Mrinal Sen, University of Texas at Austin
Some Critical Aspects of Numerical Simulation of Seismic Wave Propagation


Numerical simulation of seismic waves is essential for understanding field observations and developing inversion schemes. The wavefields generated by the most popular numerical methods such as finite differences (FDs) and finite elements (FEs) are often contaminated with grid dispersion and edge reflections. I will present a grid dispersion and stability analysis based on a generalized eigenvalue formulation. Our analysis reveals that, for a spectral FE of order 4 or greater, the dispersion is less than 0.2% at 4-5 nodes per wave length and the scheme is isotropic.
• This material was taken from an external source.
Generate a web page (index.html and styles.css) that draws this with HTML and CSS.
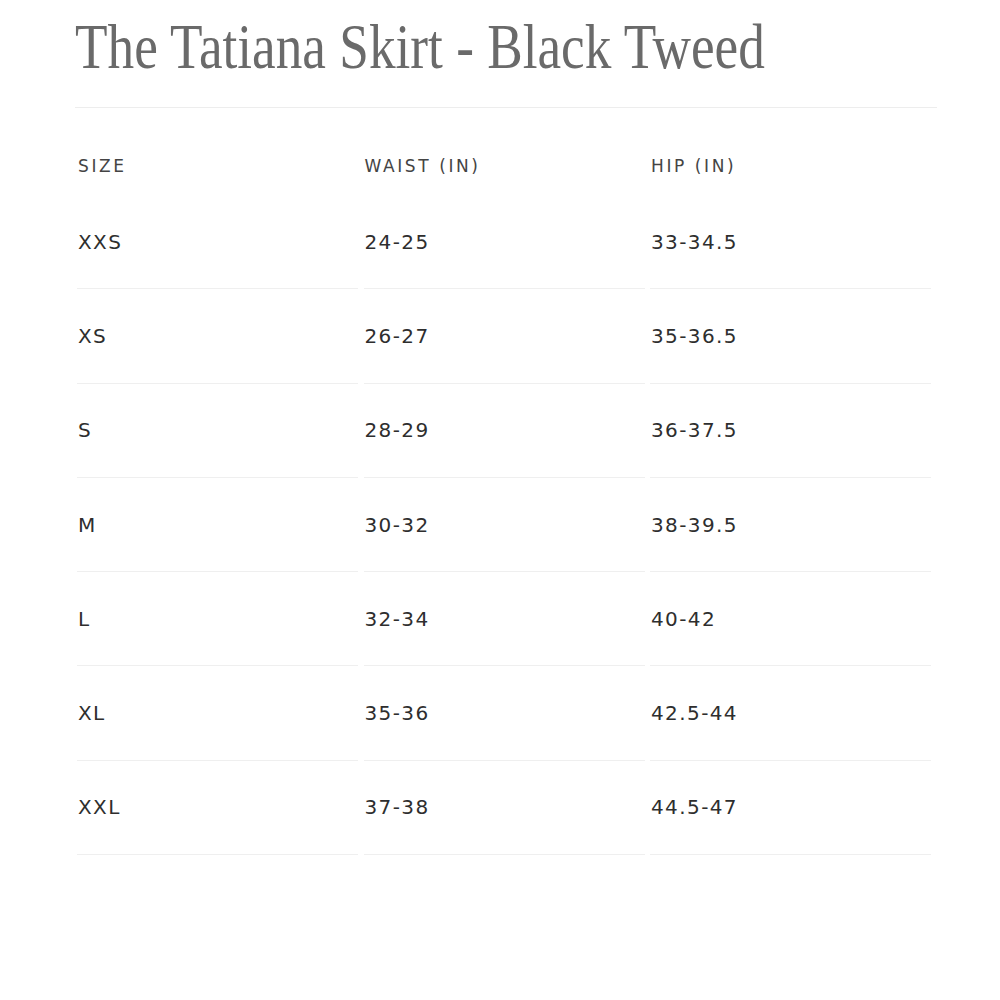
FILE: index.html
```html
<!DOCTYPE html>
<html>
<head>
<meta charset="utf-8">
<link rel="stylesheet" href="styles.css">
</head>
<body>
<div class="page">
  <h1 class="title"><span class="title-text">The Tatiana Skirt - Black Tweed</span></h1>
  <div class="divider"></div>
  <div class="chart">
    <div class="head">SIZE</div><div class="head">WAIST (IN)</div><div class="head">HIP (IN)</div>
    <div class="cell">XXS</div><div class="cell">24-25</div><div class="cell">33-34.5</div>
    <div class="cell">XS</div><div class="cell">26-27</div><div class="cell">35-36.5</div>
    <div class="cell">S</div><div class="cell">28-29</div><div class="cell">36-37.5</div>
    <div class="cell">M</div><div class="cell">30-32</div><div class="cell">38-39.5</div>
    <div class="cell">L</div><div class="cell">32-34</div><div class="cell">40-42</div>
    <div class="cell">XL</div><div class="cell">35-36</div><div class="cell">42.5-44</div>
    <div class="cell">XXL</div><div class="cell">37-38</div><div class="cell">44.5-47</div>
  </div>
</div>
</body>
</html>
```
FILE: styles.css
```css
html, body {
  margin: 0;
  padding: 0;
  background: #ffffff;
}
.page {
  padding: 16px 0 0 75px;
  width: 862px;
}
.title {
  margin: 0;
  height: 63px;
  font-family: "Liberation Serif", "Times New Roman", serif;
  font-weight: normal;
  font-size: 63px;
  line-height: 63px;
  color: #6a6a6a;
  white-space: nowrap;
}
.title-text {
  display: inline-block;
  transform: scaleX(0.845);
  transform-origin: left center;
}
.divider {
  margin-top: 28px;
  height: 1px;
  background: #ededed;
}
.chart {
  display: grid;
  grid-template-columns: 281px 281px 281px;
  column-gap: 5.5px;
  margin-left: 2px;
  font-family: "DejaVu Sans", sans-serif;
}
.head {
  padding: 48px 0 19px 1px;
  font-size: 17px;
  line-height: 20px;
  letter-spacing: 2.6px;
  color: #444444;
}
.cell {
  display: flex;
  align-items: center;
  height: 93.3px;
  padding-left: 1px;
  border-bottom: 1px solid #efefef;
  font-size: 20px;
  letter-spacing: 1.4px;
  color: #2e2e2e;
}
```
The FD and classical FE require a larger sampling ratio to obtain results with the same level of accuracy. The staggered grid FD is an efficient scheme but the dispersion is angle dependent with larger values along the grid axis. On the other hand, spectral FE of order 4 or greater is isotropic with small dispersion making it attractive for simulations for long propagation times. Further, we will discuss a new time-space domain finite difference scheme with adaptive length spatial operators. We also employ a simple scheme to absorb reflections from the model boundaries in numerical solutions of wave equations. This scheme divides the computational domain into boundary, transition, and inner areas. The wavefields within the inner and boundary areas are computed by the wave equation and the one-way wave equation, respectively. The wavefields within the transition area are determined by a weighted combination of the wavefields computed by the wave equation and the one-way wave equation to obtain a smooth variation from the inner area to the boundary via the transition zone.